While it is probable that most school children do not know a whales true predatory nature, do you think it is plausible that many others will just simply want whales to live a free, uninterrupted life in a violent yet beautiful natural world? Simply ascribing childrens naivity to an adult human and natural world doesn't convince.

If you care about good and evil, you cannot worship nature. And since that is what God most cares about, nature worship is antithetical to Judeo-Christian values.


Well, yes you can, but to a lesser extent. Because Nature is filled with good and evil as well.

This column by Dennis Prager, unfortunately like so many other 'conservative on the environment' columns, continues to show that the topic at hand (the environment) is merely a tug-of-war for the two-party battle. As the DNP will instigate the downfall of the current administrations war on terror, so will the RNP continue to demote the environmental topic not on the basis of what's right, but on whatever the Left is not. Once upon a time the words "conservative" and "conservationist" were one in the same as achieved by Teddy Roosevelt. Today the Left are in fact the "conservatives" on the environment, and the Right are the "liberals."
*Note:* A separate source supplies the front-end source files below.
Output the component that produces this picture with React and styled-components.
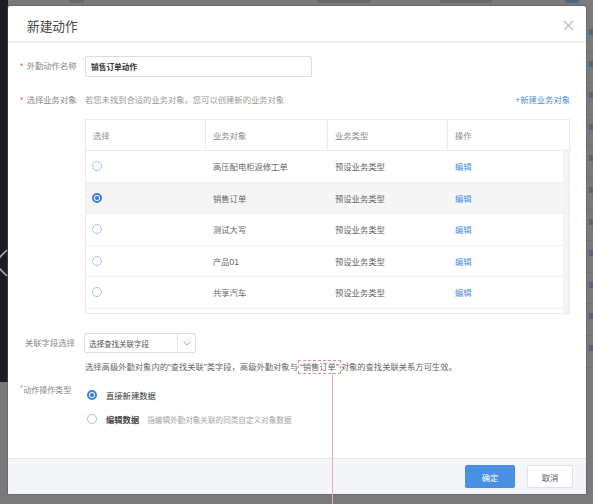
import React from "react";
import styled, { createGlobalStyle } from "styled-components";

const GlobalStyle = createGlobalStyle`
  html, body {
    margin: 0;
    padding: 0;
    background: #7a7a7a;
    font-family: "Liberation Sans", "Noto Sans CJK SC", sans-serif;
  }
  * {
    box-sizing: border-box;
  }
`;

const rows = [
  { name: "高压配电柜返修工单", type: "预设业务类型", checked: false },
  { name: "销售订单", type: "预设业务类型", checked: true },
  { name: "测试大写", type: "预设业务类型", checked: false },
  { name: "产品01", type: "预设业务类型", checked: false },
  { name: "共享汽车", type: "预设业务类型", checked: false },
  { name: "", type: "", checked: false },
];

// faint bits of the page behind the overlay
const bgTop = [
  { left: 70, width: 14 },
  { left: 318, width: 52 },
  { left: 440, width: 52 },
  { left: 565, width: 14, blue: true },
];
const bgLinks = Array.from({ length: 11 });

function App() {
  return (
    <>
      <GlobalStyle />
      <Page>
        <BgSidebar />
        <BgArrow width="14" height="30" viewBox="0 0 14 30">
          <polyline points="13,1 0,14 13,27" fill="none" stroke="#a9a9a9" strokeWidth="1.6" />
        </BgArrow>
        <BgTopRow>
          {bgTop.map((b, i) => (
            <BgTopBit key={i} $left={b.left} $width={b.width} $blue={b.blue} />
          ))}
        </BgTopRow>
        <BgRightColumn>
          {bgLinks.map((_, i) => (
            <BgLinkRow key={i}>
              <BgLinkBit />
            </BgLinkRow>
          ))}
        </BgRightColumn>

        <Modal>
          <Header>
            <Title>新建动作</Title>
            <CloseIcon width="11" height="11" viewBox="0 0 11 11">
              <path d="M1 1 L10 10 M10 1 L1 10" stroke="#b9b9b9" strokeWidth="1.1" />
            </CloseIcon>
          </Header>

          <Body>
            <FormRow $top={13}>
              <Label>
                <Star>*</Star>外勤动作名称
              </Label>
              <NameInput>销售订单动作</NameInput>
            </FormRow>

            <FormRow $top={17}>
              <Label>
                <Star>*</Star>选择业务对象
              </Label>
              <Hint>若您未找到合适的业务对象，您可以创建新的业务对象</Hint>
              <AddLink>+新建业务对象</AddLink>
            </FormRow>

            <Table>
              <HeaderRow>
                <HeaderCell>选择</HeaderCell>
                <HeaderCell>业务对象</HeaderCell>
                <HeaderCell>业务类型</HeaderCell>
                <HeaderCell $last>操作</HeaderCell>
              </HeaderRow>
              <TableBody>
                <Rows>
                  {rows.map((r, i) => (
                    <Row key={i} $active={r.checked}>
                      <Cell>{r.name && <Radio $checked={r.checked} />}</Cell>
                      <Cell>{r.name}</Cell>
                      <Cell>{r.type}</Cell>
                      <Cell>{r.name && <EditLink>编辑</EditLink>}</Cell>
                    </Row>
                  ))}
                </Rows>
                <ScrollTrack />
              </TableBody>
            </Table>

            <FormRow $top={19}>
              <Label $plain>关联字段选择</Label>
              <Select>
                <SelectText>选择查找关联字段</SelectText>
                <SelectArrow>
                  <svg width="8" height="5" viewBox="0 0 8 5">
                    <polyline points="0.5,0.5 4,4 7.5,0.5" fill="none" stroke="#9a9a9a" strokeWidth="0.9" />
                  </svg>
                </SelectArrow>
              </Select>
            </FormRow>

            <HelpText>
              选择高级外勤对象内的“查找关联”类字段，高级外勤对象与
              <Marked>
                “销售订单”
                <RedLine />
              </Marked>
              对象的查找关联关系方可生效。
            </HelpText>

            <TypeRow>
              <TypeLabel>
                <SupStar>*</SupStar>动作操作类型
              </TypeLabel>
              <Options>
                <Option>
                  <Radio $checked />
                  <OptionText>直接新建数据</OptionText>
                </Option>
                <Option>
                  <Radio />
                  <OptionText $strong>编辑数据</OptionText>
                  <OptionHint>指编辑外勤对象关联的同类自定义对象数据</OptionHint>
                </Option>
              </Options>
            </TypeRow>
          </Body>

          <Footer>
            <Button $primary>确定</Button>
            <Button>取消</Button>
          </Footer>
        </Modal>
      </Page>
    </>
  );
}

export default App;

const Page = styled.div`
  position: relative;
  width: 593px;
  height: 504px;
  overflow: hidden;
  background: #7a7a7a;
  padding: 6px 7px 10px 8px;
`;

const BgSidebar = styled.div`
  position: absolute;
  left: 0;
  top: 0;
  width: 8px;
  height: 382px;
  background: #1c1d24;
`;

const BgArrow = styled.svg`
  position: absolute;
  left: -6px;
  top: 249px;
`;

const BgTopRow = styled.div`
  position: absolute;
  left: 0;
  top: 0;
  width: 100%;
  height: 6px;
`;

const BgTopBit = styled.span`
  position: absolute;
  left: ${(p) => p.$left}px;
  top: 0;
  width: ${(p) => p.$width}px;
  height: 3px;
  border-radius: 1px;
  background: ${(p) => (p.$blue ? "#4e6784" : "#686868")};
`;

const BgRightColumn = styled.div`
  position: absolute;
  left: 586px;
  top: 20px;
  width: 7px;
  display: flex;
  flex-direction: column;
`;

const BgLinkRow = styled.div`
  height: 31.6px;
  padding: 9px 0 0 3px;
  border-bottom: 1px solid #727272;
`;

const BgLinkBit = styled.div`
  width: 4px;
  height: 6px;
  background: #4e6784;
`;

const Modal = styled.div`
  position: relative;
  z-index: 1;
  height: 488px;
  background: #fff;
  border-radius: 2px;
  display: flex;
  flex-direction: column;
  box-shadow: 0 0 0 1px rgba(90, 90, 90, 0.5);
`;

const Header = styled.div`
  height: 37px;
  flex: none;
  display: flex;
  align-items: center;
  justify-content: space-between;
  padding: 3px 12px 0 19px;
  border-bottom: 2px solid #f1f1f3;
`;

const Title = styled.div`
  font-size: 12.7px;
  color: #444;
  font-family: "Noto Sans CJK SC", sans-serif;
`;

const CloseIcon = styled.svg`
  display: block;
  margin-top: 1px;
`;

const Body = styled.div`
  flex: 1;
  padding-right: 16px;
  display: flex;
  flex-direction: column;
  font-family: "Liberation Sans", "Noto Sans CJK SC", sans-serif;
  font-size: 8.3px;
`;

const FormRow = styled.div`
  display: flex;
  align-items: center;
  margin-top: ${(p) => p.$top}px;
`;

const Label = styled.div`
  width: 77px;
  flex: none;
  display: flex;
  align-items: center;
  padding-left: ${(p) => (p.$plain ? 17 : 12)}px;
  color: #888;
  font-size: 8.3px;
  line-height: 13px;
  white-space: nowrap;
`;

const Star = styled.span`
  color: #f0595b;
  width: 6.7px;
  flex: none;
`;

const NameInput = styled.div`
  width: 227px;
  height: 21px;
  border: 1px solid #dedede;
  border-radius: 2px;
  padding-left: 5px;
  display: flex;
  align-items: center;
  font-size: 7.7px;
  font-weight: bold;
  color: #333;
`;

const Hint = styled.span`
  color: #999;
  line-height: 13px;
`;

const AddLink = styled.span`
  margin-left: auto;
  color: #4a8fe0;
  line-height: 13px;
`;

const Table = styled.div`
  margin: 12px 0 0 77px;
  height: 195px;
  border: 1px solid #ececec;
  display: flex;
  flex-direction: column;
  overflow: hidden;
`;

const HeaderRow = styled.div`
  height: 31px;
  flex: none;
  display: grid;
  grid-template-columns: 120px 122px 120px 1fr;
  border-bottom: 1px solid #ececec;
`;

const HeaderCell = styled.div`
  display: flex;
  align-items: center;
  padding-left: 7px;
  color: #8a8a8a;
  border-right: ${(p) => (p.$last ? "none" : "1px solid #ececec")};
`;

const TableBody = styled.div`
  flex: 1;
  display: flex;
  overflow: hidden;
`;

const Rows = styled.div`
  flex: 1;
  display: flex;
  flex-direction: column;
`;

const Row = styled.div`
  height: 31.5px;
  flex: none;
  display: grid;
  grid-template-columns: 120px 122px 120px 1fr;
  border-bottom: 1px solid #efefef;
  background: ${(p) => (p.$active ? "#f5f5f5" : "#fff")};
`;

const Cell = styled.div`
  display: flex;
  align-items: center;
  padding-left: 7px;
  color: #666;
  white-space: nowrap;
  &:first-child {
    padding-left: 6px;
  }
`;

const ScrollTrack = styled.div`
  width: 6px;
  flex: none;
  background: #f3f3f3;
`;

const EditLink = styled.span`
  color: #4a8fe0;
`;

const Radio = styled.span`
  position: relative;
  display: inline-block;
  width: 10px;
  height: 10px;
  flex: none;
  border-radius: 50%;
  background: #fff;
  border: ${(p) => (p.$checked ? "2px solid #3a80dc" : "1px solid #a3c6f0")};
  &::after {
    content: "";
    display: ${(p) => (p.$checked ? "block" : "none")};
    position: absolute;
    left: 50%;
    top: 50%;
    width: 3.5px;
    height: 3.5px;
    margin: -1.75px 0 0 -1.75px;
    border-radius: 50%;
    background: #3a80dc;
  }
`;

const Select = styled.div`
  width: 112px;
  height: 20px;
  margin-left: -1px;
  border: 1px solid #dedede;
  border-radius: 2px;
  display: flex;
`;

const SelectText = styled.div`
  flex: 1;
  display: flex;
  align-items: center;
  padding-left: 4px;
  font-size: 7.5px;
  color: #555;
`;

const SelectArrow = styled.div`
  width: 18px;
  flex: none;
  display: flex;
  align-items: center;
  justify-content: center;
  border-left: 1px solid #e2e2e2;
`;

const HelpText = styled.div`
  margin: 7px 0 0 77px;
  line-height: 14px;
  color: #666;
  white-space: nowrap;
`;

const Marked = styled.span`
  position: relative;
  display: inline-block;
  border: 1px dashed #f08c8c;
  line-height: 12px;
  padding: 0 1px;
`;

const RedLine = styled.span`
  position: absolute;
  left: 33px;
  top: 100%;
  width: 1px;
  height: 150px;
  background: #f4aaaa;
`;

const TypeRow = styled.div`
  display: flex;
  align-items: flex-start;
  margin-top: 9px;
`;

const TypeLabel = styled.div`
  width: 77px;
  flex: none;
  padding-left: 12px;
  line-height: 16px;
  color: #888;
  font-size: 8px;
  white-space: nowrap;
`;

const SupStar = styled.span`
  color: #f0595b;
  font-size: 7px;
  vertical-align: top;
  line-height: 10px;
  margin-right: 0.5px;
`;

const Options = styled.div`
  display: flex;
  flex-direction: column;
`;

const Option = styled.div`
  height: 24px;
  display: flex;
  align-items: center;
  padding-left: 2px;
`;

const OptionText = styled.span`
  margin-left: 9px;
  color: ${(p) => (p.$strong ? "#444" : "#333")};
  font-weight: ${(p) => (p.$strong ? "bold" : "normal")};
`;

const OptionHint = styled.span`
  margin-left: 8px;
  font-size: 7.6px;
  color: #a5a5a5;
`;

const Footer = styled.div`
  height: 36px;
  flex: none;
  display: flex;
  align-items: center;
  justify-content: flex-end;
  gap: 12px;
  padding-right: 13px;
  background: #f4f5f9;
  border-top: 1px solid #e7e8ee;
  font-family: "Liberation Sans", "Noto Sans CJK SC", sans-serif;
`;

const Button = styled.div`
  width: ${(p) => (p.$primary ? 50 : 46)}px;
  height: 23px;
  display: flex;
  align-items: center;
  justify-content: center;
  border-radius: 2px;
  font-size: 8.3px;
  background: ${(p) => (p.$primary ? "#4a90e2" : "#fff")};
  color: ${(p) => (p.$primary ? "#fff" : "#555")};
  border: 1px solid ${(p) => (p.$primary ? "#4a90e2" : "#e0e2e7")};
`;
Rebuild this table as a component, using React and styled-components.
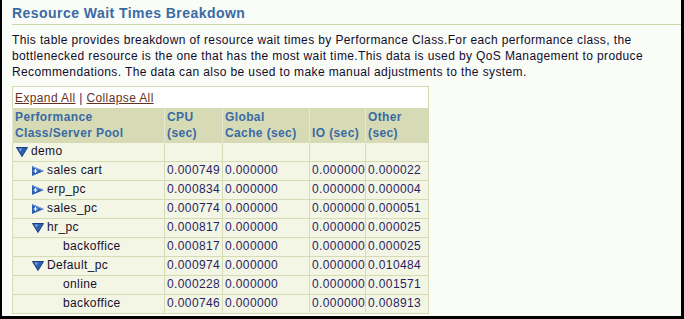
import React from "react";
import styled, { createGlobalStyle } from "styled-components";

const GlobalStyle = createGlobalStyle`
  html, body {
    margin: 0;
    padding: 0;
    background: #000;
  }
  body {
    font-family: "Liberation Sans", Arial, sans-serif;
    font-size: 12px;
    letter-spacing: 0.38px;
  }
`;

const Frame = styled.div`
  width: 684px;
  height: 319px;
  box-sizing: border-box;
  border-left: 2px solid #000;
  border-right: 3px solid #000;
  border-bottom: 3px solid #000;
  background: #fafcf7;
  padding: 5px 0 0 10px;
  overflow: hidden;
`;

const Title = styled.h1`
  margin: 0;
  padding: 0 0 3px 0;
  font-size: 14px;
  line-height: 16px;
  font-weight: bold;
  letter-spacing: 0.45px;
  color: #3a6aa4;
  border-bottom: 1px solid #cdd6a9;
`;

const Intro = styled.p`
  margin: 7px 0 6px 0;
  line-height: 16px;
  color: #120c2e;
  white-space: nowrap;
`;

const Table = styled.table`
  border-collapse: collapse;
  table-layout: fixed;
  width: 417px;
  border: 1px solid #d3dab0;
`;

const ToolRow = styled.tr`
  background: #ffffff;
  height: 21px;
`;

const ToolCell = styled.td`
  padding: 2px 2px 1px 2px;
  line-height: 16px;
  color: #1c2a6a;
`;

const Link = styled.a`
  color: #663322;
  text-decoration: underline;
  cursor: pointer;
`;

const HeadCell = styled.th`
  background: #d6dbb6;
  color: #3a6aa4;
  font-weight: bold;
  text-align: left;
  vertical-align: bottom;
  padding: 1px 2px 1px 2px;
  line-height: 16px;
  border-left: 1px solid #e6e9cf;
`;

const Row = styled.tr`
  background: #f3f5e5;
  height: 19px;
`;

const Cell = styled.td`
  border: 1px solid #d6dbb6;
  padding: 0 2px;
  line-height: 17px;
  white-space: nowrap;
  color: ${(p) => (p.num ? "#2a1f62" : "#14102e")};
`;

const NameWrap = styled.div`
  display: flex;
  align-items: center;
  padding-left: ${(p) => p.level * 16 + 1}px;
`;

const IconSlot = styled.span`
  display: inline-flex;
  width: 12px;
  height: 10px;
  margin-right: 3px;
`;

const Expanded = () => (
  <svg width="12" height="10" viewBox="0 0 12 10">
    <path d="M0.5 0.5 H11.5 L6 9.5 Z" fill="#2d5fb0" stroke="#1a3f86" strokeWidth="1" />
    <path d="M2.5 1.5 H6 L4.5 4.5 Z" fill="#7fa6e0" />
  </svg>
);

const Collapsed = () => (
  <svg width="12" height="10" viewBox="0 0 12 10">
    <path d="M0 0 L12 5 L0 10 Z" fill="#2d5fb0" />
    <path d="M0.5 0.8 L11 5" stroke="#7fa6e0" strokeWidth="1" />
    <path d="M1.5 5 H5.5 M3.5 3 V7" stroke="#ffffff" strokeWidth="1.2" />
  </svg>
);

const rows = [
  { name: "demo", level: 0, icon: "open" },
  { name: "sales cart", level: 1, icon: "closed", v: ["0.000749", "0.000000", "0.000000", "0.000022"] },
  { name: "erp_pc", level: 1, icon: "closed", v: ["0.000834", "0.000000", "0.000000", "0.000004"] },
  { name: "sales_pc", level: 1, icon: "closed", v: ["0.000774", "0.000000", "0.000000", "0.000051"] },
  { name: "hr_pc", level: 1, icon: "open", v: ["0.000817", "0.000000", "0.000000", "0.000025"] },
  { name: "backoffice", level: 2, v: ["0.000817", "0.000000", "0.000000", "0.000025"] },
  { name: "Default_pc", level: 1, icon: "open", v: ["0.000974", "0.000000", "0.000000", "0.010484"] },
  { name: "online", level: 2, v: ["0.000228", "0.000000", "0.000000", "0.001571"] },
  { name: "backoffice", level: 2, v: ["0.000746", "0.000000", "0.000000", "0.008913"] },
];

const App = () => (
  <>
    <GlobalStyle />
    <Frame>
      <Title>Resource Wait Times Breakdown</Title>
      <Intro>
        This table provides breakdown of resource wait times by Performance Class.For each performance class, the
        <br />
        bottlenecked resource is the one that has the most wait time.This data is used by QoS Management to produce
        <br />
        Recommendations. The data can also be used to make manual adjustments to the system.
      </Intro>
      <Table>
        <colgroup>
          <col style={{ width: 152 }} />
          <col style={{ width: 58 }} />
          <col style={{ width: 87 }} />
          <col style={{ width: 56 }} />
          <col style={{ width: 63 }} />
        </colgroup>
        <tbody>
          <ToolRow>
            <ToolCell colSpan={5}>
              <Link>Expand All</Link> | <Link>Collapse All</Link>
            </ToolCell>
          </ToolRow>
          <tr>
            <HeadCell>
              Performance
              <br />
              Class/Server Pool
            </HeadCell>
            <HeadCell>
              CPU
              <br />
              (sec)
            </HeadCell>
            <HeadCell>
              Global
              <br />
              Cache (sec)
            </HeadCell>
            <HeadCell>IO (sec)</HeadCell>
            <HeadCell>
              Other
              <br />
              (sec)
            </HeadCell>
          </tr>
          {rows.map((r, i) => (
            <Row key={i}>
              <Cell>
                <NameWrap level={r.level}>
                  <IconSlot>
                    {r.icon === "open" && <Expanded />}
                    {r.icon === "closed" && <Collapsed />}
                  </IconSlot>
                  {r.name}
                </NameWrap>
              </Cell>
              {(r.v || ["", "", "", ""]).map((x, j) => (
                <Cell key={j} num>
                  {x}
                </Cell>
              ))}
            </Row>
          ))}
        </tbody>
      </Table>
    </Frame>
  </>
);

export default App;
Like conservative sources, it is unfortunate that Dennis Prager's agenda on the environment revolves not around what is right, but what parallels his party. Like Rush, his program has no actual pro-environmental record in the form of taking the time to promote the "good" environmental efforts. Dennis has a record of talking about the negative or extremist green activities, but not one that focuses on any other avenues, as if green extremism has a singular definition on the environmental topic. In fact, Dennis's +/- ratio on the environment is overwhelmingly in the negative. And it becomes even more alarming to me to note that it has taken the same pattern off into conservative bloggers and local radio programs. The focus is uniformly on green extremism. I can only say from this it is the environment which loses in the end for politics, and one that is even more saddening considering I have respect for Dennis Prager on many other values. The bare truth must be told though that sources like Robert Devine's Bush Versus the Environment, Carl Pope's Strategic Ignorance, and The Bush Record are not pieces of information that will make it's way on to national conservative syndication with any consistency. Hence a sentence from my summary: "Each party believes in justice providing it benefits their agenda."

From "Bush Versus the Environment":

Of course, this is ridiculous--free-market capitalism and unbridled production and consumption are perhaps the most serious threat to the environment and the core issue underlying the regulatory aspects of environmental destruction.


It should also be noted that, as a heavey pro-consumer, Dennis Prager could never acknowledge that maybe America does consume too much as a general statement. His long standing liberal fiscal position doesn't have room for any thought process that challenges economists/marketers/producers to develop new ways of stimulating the ecomomy without producing quite the volume we are at. A near impossibility at this rate in our industrialized history given to do so would mean to increase prices to compensate for the what would be lower volume sales. As one of my favorite quotes states, "I can't change the world, but I sure can try."